Une de ces plantes est la Salvia Divinorum, membre de la famille des sauges (menthes), qui est riche en huiles essentielles. Le chimiste suisse Albert Hofmann (1980) rapporta que c'était une plante utilisée dans ses cérémonies par María Sabina. Les chamanes et sabias mazatèques s'y réfèrent comme aux "Hojas de la Pastora" (feuilles de la bergère). Doña María Sabina l'appelait "la hembra" (la femelle) (Wasson 1962). Les pouvoirs de la Salvia divinorum peuvent être expérimentés en roulant 12 à 16 feuilles matures en cigarre et en les conservant entre les machoires et la joue pendant 15 minutes. De profonds effets visuels peuvent être obtenus les yeux fermés ou dans le noir total. Les feuilles de Salvia séchées peuvent également être fumées pour des effets plus légers.
Quand l'herbe Salvia n'est pas disponible pour la divination,
les Mazatèques emploient 2 espèces différentes de Coleus que l'on trouve
à Oaxaca. Coleus Pumilus est appelée "el macho" (le mâle).
Deux autres variétés de Coleus blumi sont appelées "el nene"

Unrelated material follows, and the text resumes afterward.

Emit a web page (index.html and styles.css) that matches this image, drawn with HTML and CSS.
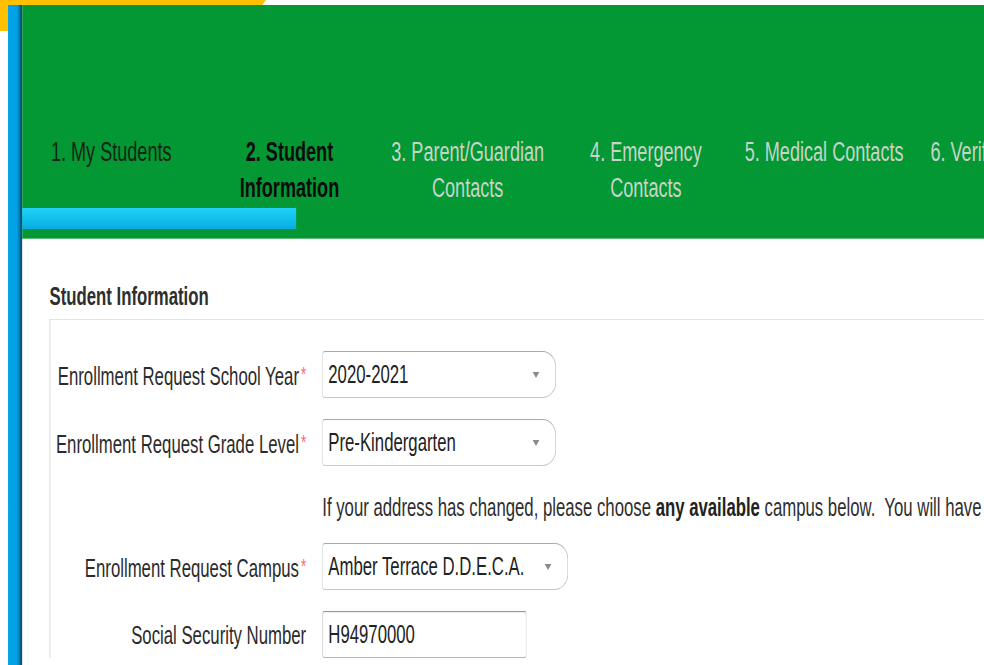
FILE: index.html
```html
<!DOCTYPE html>
<html lang="en">
<head>
<meta charset="utf-8">
<title>Student Enrollment</title>
<link rel="stylesheet" href="styles.css">
</head>
<body>
<div class="screen">
  <div class="accent"></div>
  <div class="frame">
    <div class="rail">
      <div class="rail-gold"></div>
      <div class="rail-blue"></div>
    </div>
    <main class="main">
      <header class="steps">
        <nav class="tabs">
          <div class="tab done">1. My Students</div>
          <div class="tab current">2. Student Information</div>
          <div class="tab">3. Parent/Guardian Contacts</div>
          <div class="tab">4. Emergency Contacts</div>
          <div class="tab">5. Medical Contacts</div>
          <div class="tab">6. Verify &amp; Submit</div>
        </nav>
        <div class="progress"></div>
      </header>
      <section class="content">
        <h2 class="section-title">Student Information</h2>
        <div class="panel">
          <label class="field-label">Enrollment Request School Year<span class="req">*</span></label>
          <div class="select wide"><span class="select-value">2020-2021</span><span class="caret"></span></div>

          <label class="field-label">Enrollment Request Grade Level<span class="req">*</span></label>
          <div class="select wide"><span class="select-value">Pre-Kindergarten</span><span class="caret"></span></div>

          <p class="help">If your address has changed, please choose <b>any available</b> campus below.&nbsp; You will have to provide proof of residency at the campus.</p>

          <label class="field-label">Enrollment Request Campus<span class="req">*</span></label>
          <div class="select campus"><span class="select-value">Amber Terrace D.D.E.C.A.</span><span class="caret"></span></div>

          <label class="field-label">Social Security Number</label>
          <input class="text-input" type="text" value="H94970000">
        </div>
      </section>
    </main>
  </div>
</div>
</body>
</html>
```

FILE: styles.css
```css
* {
  box-sizing: border-box;
}

html,
body {
  margin: 0;
  height: 100%;
  overflow: hidden;
  background: #fff;
}

body {
  font-family: "Liberation Sans", Arial, Helvetica, sans-serif;
  color: #333;
}

/* the app is drawn with a narrowed horizontal scale */
.screen {
  width: 1469px;
  height: 665px;
  display: flex;
  flex-direction: column;
  transform: scaleX(0.67);
  transform-origin: 0 0;
  overflow: hidden;
}

.accent {
  flex-shrink: 0;
  width: 397px;
  height: 5px;
  background: #ffc000;
  clip-path: polygon(0 0, 100% 0, 98.6% 100%, 0 100%);
}

.frame {
  flex: 1;
  display: flex;
  min-height: 0;
}

.rail {
  flex-shrink: 0;
  width: 33px;
  display: flex;
}

.rail-gold {
  width: 12px;
  height: 26px;
  background: #ffc000;
}

.rail-blue {
  flex: 1;
  background: linear-gradient(to right, #00a3e9 0, #01a1e6 62%, #0880b8 78%, #0b5a85 90%, #0c4565 100%);
}

.main {
  flex: 1;
  min-width: 0;
  display: flex;
  flex-direction: column;
  overflow: hidden;
}

/* step header */
.steps {
  flex-shrink: 0;
  height: 234px;
  padding-top: 129px;
  background: #049834;
  border-bottom: 1px solid #5dbd78;
}

.tabs {
  display: flex;
  height: 72px;
}

.tab {
  flex: 0 0 266px;
  padding: 0 12px;
  text-align: center;
  font-size: 27px;
  line-height: 36px;
  color: #c9d4c9;
}

.tab.done {
  color: #132616;
}

.tab.current {
  color: #0b0b0b;
  font-weight: 700;
}

.progress {
  margin-top: 2px;
  width: 409px;
  height: 21px;
  background: linear-gradient(to bottom, #22d2f7 0, #14c2ef 45%, #0aacdf 100%);
}

/* form body */
.content {
  flex: 1;
  padding: 42px 0 0 40px;
  border-left: 1px solid #d8dee2;
}

.section-title {
  margin: 0 0 8px;
  font-size: 25px;
  line-height: 30px;
  font-weight: 700;
  color: #2e2e2e;
  white-space: nowrap;
}

.panel {
  display: grid;
  grid-template-columns: 382px auto;
  column-gap: 24px;
  row-gap: 21px;
  align-items: center;
  justify-items: start;
  padding-top: 31px;
  border-top: 1px solid #e4e4e4;
  border-left: 1px solid #c8c8c8;
}

.field-label {
  justify-self: end;
  font-size: 25px;
  line-height: 30px;
  color: #2b2b2b;
  white-space: nowrap;
}

.req {
  margin-left: 3px;
  font-size: 20px;
  vertical-align: 4px;
  color: #f26b6b;
}

.help {
  grid-column: 2;
  margin: 0;
  padding-top: 5px;
  font-size: 25px;
  line-height: 30px;
  color: #2e2e2e;
  white-space: nowrap;
}

.help b {
  color: #222;
}

.select {
  display: flex;
  align-items: center;
  height: 47px;
  padding-left: 8px;
  background: #fff;
  border: 1px solid;
  border-color: #a9a9a9 #bcbcbc #cacaca #b2b2b2;
  border-radius: 4px 20px 20px 4px / 4px 16px 16px 4px;
  font-size: 25px;
  color: #222;
  white-space: nowrap;
}

.select.wide {
  width: 349px;
}

.select.campus {
  width: 367px;
}

.caret {
  flex-shrink: 0;
  margin-left: auto;
  margin-right: 24px;
  width: 0;
  height: 0;
  border-left: 5px solid transparent;
  border-right: 5px solid transparent;
  border-top: 6px solid #8a8a8a;
}

.text-input {
  width: 305px;
  height: 47px;
  padding: 0 8px;
  border: 1px solid;
  border-color: #8e9aa3 #a6adb2 #b3b8bb #9aa4ab;
  border-radius: 3px;
  box-shadow: inset 0 1px 2px rgba(0, 0, 0, 0.08);
  font-family: inherit;
  font-size: 25px;
  color: #222;
  background: #fff;
  outline: none;
}
```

(le fils) et "el ahijado" (le filleul). La psychoactivité des Coleus
est débattue.
Une autre plante, une perenne, est l'ipomée (morning glory) Rivea corymbosa,
dont les graines contiennent des amides de l'acide lysergique. Elle est également
connue comme Ololiuhqui. A Oaxaca, les chamanes mazatèques s'y réfèrent
comme aux "Semillas de la Virgen" (graines de la vierge").
Entre 50 et 300 graines sont trempées dans de l'eau froide pendant 1 à 3 jours
et le liquide filtré est bu le soir. Par contre, María Sabina n'a jamais utilisé
ces graines dans aucune de ses cérémonies.